Roy, had wanted to leave Laskett Gardens to the National Trust in his will along with an endowment worth several million ponds to ensure the financial viability of the gardens, last month, however, he received a letter from the Trust’s Director General, saying the offer had been rejected because the gardens fail to 'reach the high rung of historic and national importance'.

Roy said: “I’m so upset now that I have decided to change my will, stating that the garden will stay open to the public for one year after my death, and then be destroyed. Not bulldozed as such, but I will ensure that all the personal aspects which really make the garden so extraordinary are taken away. It would be insulting to the memory of myself and Julia to continue to leave so many things which were dear to us if they are not going to be looked after by the Trust. The house will now be sold after my death. There will be a garden attached with it, but not as it is now.”
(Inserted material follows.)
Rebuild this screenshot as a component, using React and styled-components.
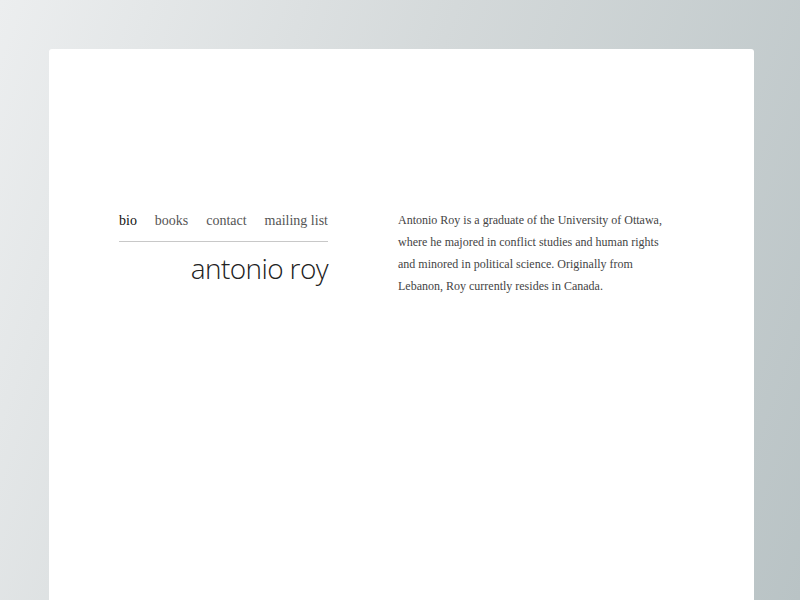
import React from "react";
import styled, { createGlobalStyle } from "styled-components";

const Global = createGlobalStyle`
  html, body { margin: 0; height: 100%; }
  body {
    background: linear-gradient(110deg, #eceeef 0%, #d4d9da 45%, #b9c3c5 100%);
    background-attachment: fixed;
    overflow: hidden;
  }
`;

const Page = styled.div`
  padding: 49px 46px 0 49px;
`;

const Card = styled.div`
  background: #fff;
  border-radius: 3px 3px 0 0;
  height: calc(100vh - 49px);
  padding: 161px 0 0 70px;
  box-sizing: border-box;
  display: flex;
  gap: 70px;
`;

const Left = styled.div`
  width: 209px;
`;

const Nav = styled.nav`
  display: flex;
  justify-content: space-between;
  font-family: "Liberation Serif", serif;
  font-size: 14px;
  color: #555;
  padding: 3px 0 12px;
  border-bottom: 1px solid #c8c8c8;
`;

const NavItem = styled.span`
  color: ${(p) => (p.$active ? "#111" : "#555")};
  white-space: nowrap;
`;

const Title = styled.h1`
  margin: 8px 0 0;
  text-align: right;
  font-family: "Open Sans", sans-serif;
  font-weight: 300;
  font-size: 28px;
  letter-spacing: -0.6px;
  color: #222;
  line-height: 36px;
`;

const Bio = styled.p`
  margin: -1px 0 0;
  width: 280px;
  font-family: "Liberation Serif", serif;
  font-size: 12px;
  line-height: 22px;
  color: #444;
`;

export default function App() {
  return (
    <>
      <Global />
      <Page>
        <Card>
          <Left>
            <Nav>
              <NavItem $active>bio</NavItem>
              <NavItem>books</NavItem>
              <NavItem>contact</NavItem>
              <NavItem>mailing list</NavItem>
            </Nav>
            <Title>antonio roy</Title>
          </Left>
          <Bio>
            Antonio Roy is a graduate of the University of Ottawa, where he majored in conflict
            studies and human rights and minored in political science. Originally from Lebanon,
            Roy currently resides in Canada.
          </Bio>
        </Card>
      </Page>
    </>
  );
}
A spokesman for the National Trust said: “We were approached by Roy Strong to leave us Laskett Gardens in his will. This was a very generous offer but when offered such a gift, our Board of Trustees considers it against strict acquisition criteria. This includes making an assessment of the place’s national and historical significance. We believe the establishment of an independent charitable trust would be the best way to protect this much-loved place.” 


Britain in 2014 :
A country where one national institution : Roy Strong, created a country garden in homage to the lost country houses of 'national and historical significance', only to have it rejected by another national institution : the National Trust on the grounds that it lacked 'national and historical significance'.